Long story short, He lost his wife, his dog gets killed, and his car stolen. (No spoilers, watch the preview). It’s time for the slower part of the movie to stop and the kick butt chew gum and take name part to start. This movie is an instant classic.
Five stars and hands down the best action movie of the year.
Guardians of the Galaxy
I don’t go to the movies very much. I’m not a big fan of the crowds or the possibility of a phone going off because the owner isn’t smart enough to cut off the ringer.
But when Guardians of the Galaxy was announced as the the next big movie in the Marvel cinema universe, I decided to brave the crowds right then and there.
I became a big fan of the team when the spectacular sci-fi duo of Dan Abnett and Andy Lanning resurrected the group with an entirely new cast for Marvel. The comic chronicled a ragtag group of space wanderers following an unlikely, but natural, leader and becoming the unlikely heroes of the Marvel Cosmic Universe. It had humor, action, and new takes on near forgotten characters. It also helped that it had a talking, wise-cracking raccoon and a big tree that spoke the magical phrase, “I am Groot.”
The film was all of that and more.
Marvel allowed for all the above to be translated to the big screen. They didn’t try to make them Avengers-lite by adding characters with a bit more recognition or scale back on the snarky humor that was the heart of the series. They stuck to what made the characters a success in the comics and it paid off in a big way. It was the same great series I fell in love with in 2008 and it brought in new fans that would never have come in contact with such great characters. And the best part: Marvel didn’t scale anything back when introducing their cosmic characters. They wanted everyone watching to understand the scale and potential of the Marvel Universe outside of Earth. We saw Thanos, Ronin, The Nova Corp, and The Collector. All obscure and Marvel showed they have more characters at the House of Ideas besides that iron guy and the All-American.
Guardians is a great action movie, with awesome characters, and one totally rad mixtape. Marvel’s risk, was movie goers reward. And it made for a fun time at the old picture show.

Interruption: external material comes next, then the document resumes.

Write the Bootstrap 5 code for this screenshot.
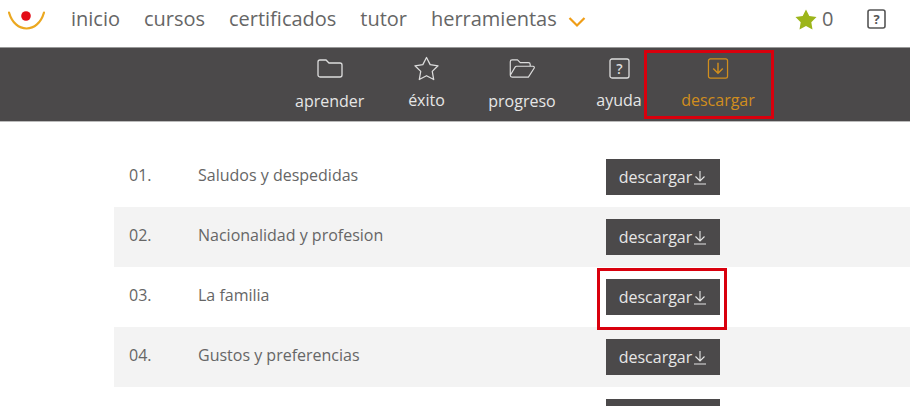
<!DOCTYPE html>
<html lang="es"><head><meta charset="utf-8"><title>descargar</title>
<link href="https://cdn.jsdelivr.net/npm/bootstrap@5.3.0/dist/css/bootstrap.min.css" rel="stylesheet">
<script src="https://cdn.jsdelivr.net/npm/bootstrap@5.3.0/dist/js/bootstrap.bundle.min.js"></script>
<style>
html,body{height:406px;overflow:hidden}
body{font-family:"Open Sans",sans-serif;color:#666;background:#fff;width:910px}
.topbar{height:48px;padding:0 0 9px 8px;border-bottom:1px solid #999}
.brand-mark{width:37px;height:24px;margin-right:26px;flex:none}
.toplink{font-size:20px;color:#666;text-decoration:none;line-height:26px;margin-right:23.9px}
.chev{margin-left:-13px;position:relative;top:3px}
.score{font-size:20px;color:#666;margin-left:auto;gap:5px;width:39px;margin-right:33px}
.helpicon{margin-right:24px;flex:none}
.subbar{height:74px;background:#4b494a;position:relative;padding-left:295px;border-bottom:1px solid #bbb}
.subitem{color:#e6e6e6;font-size:16px;text-decoration:none;line-height:22px;padding-top:8px;height:73px}
.subitem svg{display:block;margin-left:auto;margin-right:auto}
.ico-folder{margin-top:3px;margin-bottom:12px}
.ico-star{margin-bottom:8px}
.ico-box{margin-top:2px;margin-bottom:10px}
.subitem.active-item{color:#d18e1d}
.w1{width:69px;margin-right:44px}.w2{width:37px;margin-right:43px}.w3{width:68px;margin-right:40px}.w4{width:46px;margin-right:39px}.w5{width:74px}
.lesson-list{margin:25px 0 0 114px;height:259px;overflow:hidden}
.lesson{height:60px;padding:0 0 0 15px}
.lesson:nth-child(even){background:#f3f3f3}
.lesson-no{width:69px;font-size:16px;position:relative;top:-2px}
.lesson-name{width:408px;font-size:16px;position:relative;top:-2px}
.dl-btn{background:#4b494a;color:#e6e6e6;width:114px;height:36px;border:0;border-radius:0;font-size:16px;padding:0;gap:1px;display:flex;align-items:center;justify-content:center;--bs-btn-hover-bg:#4b494a;--bs-btn-hover-color:#e6e6e6}
.callout{position:absolute;border:3px solid #d9000d;pointer-events:none}
.c1{left:644px;top:2px;width:130px;height:69px}
.c2{left:597px;top:268px;width:130px;height:62px}
</style></head><body>
<nav class="topbar d-flex align-items-center">
  <svg class="brand-mark" viewBox="0 0 37 24" aria-label="logo"><path d="M1 5.500 C4 16 11 21.500 18.500 21.500 C26 21.500 33 16 36 5.500" fill="none" stroke="#eba821" stroke-width="2.200" stroke-linecap="round"/><circle cx="18" cy="9" r="4.800" fill="#e30c17"/></svg>
  <a class="toplink" href="#">inicio</a><a class="toplink" href="#">cursos</a><a class="toplink" href="#">certificados</a><a class="toplink" href="#">tutor</a><a class="toplink" href="#">herramientas</a>
  <svg class="chev" width="18" height="12" viewBox="0 0 18 12"><path d="M1.500 2 L9 9.500 L16.500 2" fill="none" stroke="#ef9d16" stroke-width="2.200"/></svg>
  <div class="score d-flex align-items-center">
    <svg width="22" height="21" viewBox="0 0 22 21" class="flex-shrink-0"><path d="M11 .5 L14.300 7 L21.500 8.100 L16.300 13.200 L17.500 20.500 L11 17.100 L4.500 20.500 L5.700 13.200 L.5 8.100 L7.700 7 Z" fill="#9cb51a"/></svg><span>0</span>
  </div>
  <svg class="helpicon" width="19" height="20" viewBox="0 0 19 20"><rect x="1" y="1" width="17" height="18" rx="2" fill="none" stroke="#555" stroke-width="1.600"/><text x="9.500" y="15" text-anchor="middle" font-family="Open Sans" font-weight="700" font-size="13" fill="#555">?</text></svg>
</nav>
<div class="subbar d-flex">
  <a class="subitem w1 text-center" href="#"><svg class="ico-folder" width="26" height="19" viewBox="0 0 26 19"><path d="M1 3 a2 2 0 0 1 2-2 h6 l3 3 h11 a2 2 0 0 1 2 2 v10 a2 2 0 0 1 -2 2 h-20 a2 2 0 0 1 -2-2 z" fill="none" stroke="#ddd" stroke-width="1.300"/></svg>aprender</a>
  <a class="subitem w2 text-center" href="#"><svg class="ico-star" width="27" height="25" viewBox="0 0 27 26"><path d="M13.500 1.500 L17.300 9 L25.500 10.200 L19.500 16 L21 24.500 L13.500 20.500 L6 24.500 L7.500 16 L1.500 10.200 L9.700 9 Z" fill="none" stroke="#ddd" stroke-width="1.300" stroke-linejoin="round"/></svg>éxito</a>
  <a class="subitem w3 text-center" href="#"><svg class="ico-folder" width="29" height="19" viewBox="0 0 29 21"><path d="M1 18 V3 a2 2 0 0 1 2-2 h6 l3 3 h9 a2 2 0 0 1 2 2 v2 M1 18 a2 2 0 0 0 2 2 h18 l6.500-10 a1.500 1.500 0 0 0 -1.300-2 H8 a2 2 0 0 0 -1.700 1 L1 18" fill="none" stroke="#ddd" stroke-width="1.300" stroke-linejoin="round"/></svg>progreso</a>
  <a class="subitem w4 text-center" href="#"><svg class="ico-box" width="21" height="21" viewBox="0 0 21 21"><rect x="1" y="1" width="19" height="19" rx="2" fill="none" stroke="#ddd" stroke-width="1.300"/><text x="10.500" y="16" text-anchor="middle" font-family="Open Sans" font-weight="600" font-size="14" fill="#ddd">?</text></svg>ayuda</a>
  <a class="subitem w5 text-center active-item" href="#"><svg class="ico-box" width="22" height="21" viewBox="0 0 22 22"><rect x="1" y="1" width="20" height="20" rx="2" fill="none" stroke="#d18e1d" stroke-width="1.300"/><path d="M11 5 V16 M6 11 L11 16 L16 11" fill="none" stroke="#d18e1d" stroke-width="1.500"/></svg>descargar</a>
  <div class="callout c1"></div>
</div>
<div class="lesson-list">
  <div class="lesson d-flex align-items-center"><span class="lesson-no">01.</span><span class="lesson-name">Saludos y despedidas</span><button class="btn dl-btn">descargar<svg width="14" height="15" viewBox="0 0 14 15"><path d="M7 1 V11 M2.500 6.500 L7 11 L11.500 6.500 M1 14 H13" fill="none" stroke="#e6e6e6" stroke-width="1.100"/></svg></button></div>
  <div class="lesson d-flex align-items-center"><span class="lesson-no">02.</span><span class="lesson-name">Nacionalidad y profesion</span><button class="btn dl-btn">descargar<svg width="14" height="15" viewBox="0 0 14 15"><path d="M7 1 V11 M2.500 6.500 L7 11 L11.500 6.500 M1 14 H13" fill="none" stroke="#e6e6e6" stroke-width="1.100"/></svg></button></div>
  <div class="lesson d-flex align-items-center"><span class="lesson-no">03.</span><span class="lesson-name">La familia</span><button class="btn dl-btn">descargar<svg width="14" height="15" viewBox="0 0 14 15"><path d="M7 1 V11 M2.500 6.500 L7 11 L11.500 6.500 M1 14 H13" fill="none" stroke="#e6e6e6" stroke-width="1.100"/></svg></button></div>
  <div class="lesson d-flex align-items-center"><span class="lesson-no">04.</span><span class="lesson-name">Gustos y preferencias</span><button class="btn dl-btn">descargar<svg width="14" height="15" viewBox="0 0 14 15"><path d="M7 1 V11 M2.500 6.500 L7 11 L11.500 6.500 M1 14 H13" fill="none" stroke="#e6e6e6" stroke-width="1.100"/></svg></button></div>
  <div class="lesson d-flex align-items-center"><span class="lesson-no"></span><span class="lesson-name"></span><button class="btn dl-btn" aria-label="descargar"></button></div>
</div>
<div class="callout c2"></div>
</body></html>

The Hobbit: The Battle of the Five Armies
Yes, I do believe that The Hobbit: The Battle of the Five Armies will be the best, biggest, and most amazing film that 2014 will see. Honestly, how can it not? With veteran Hobbit/Lord of the Rings actors like Orlando Bloom and Sir Ian McKellan, and Hobbit alums Martin Freeman, Richard Armitage, Luke Evans (and many more) leading the way.
The final Hobbit installment boasts a 45 minute final battle scene; however, what that scene truly is will have to wait until the national theatre release on December 17. I speculate it will be between Thorin Oakenshield’s Dwarven Band and Azog the Defiler and his army of Orcs. However, I do hope we will see quite a bit of Smaug as I love dragons and the voice of Benedict Cumberbatch.
Captain America: The Winter Soldier
(Writer’s note: There are several other movies that I want to see and know that they are just as good or better what I have on my list, such as Gone Girl, but with limited budget and two kids I have to wait for Home Video release.)
Even though each had there strong points, my favorite movie of the year was Captain America: The Winter Soldier. I was disappointed with the first Cap movie. I know that they had to show the origins, but it moved slow, and may be my least favorite of the Marvel movies. With Winter Soldier they did not wait. Right off the bat it was kicked into high gear and did not slow down.
There was copious amounts of actions with sprinkles of comedy. This “Comic Movie” was turned into a political thriller mixed with Jason Borne action scenes (Which, by the way, Matt Damon would have made an excellent Captain America, but Chris Evans is pretty spectacular). It kept me on the edge of my seat and gave me an adrenaline rush.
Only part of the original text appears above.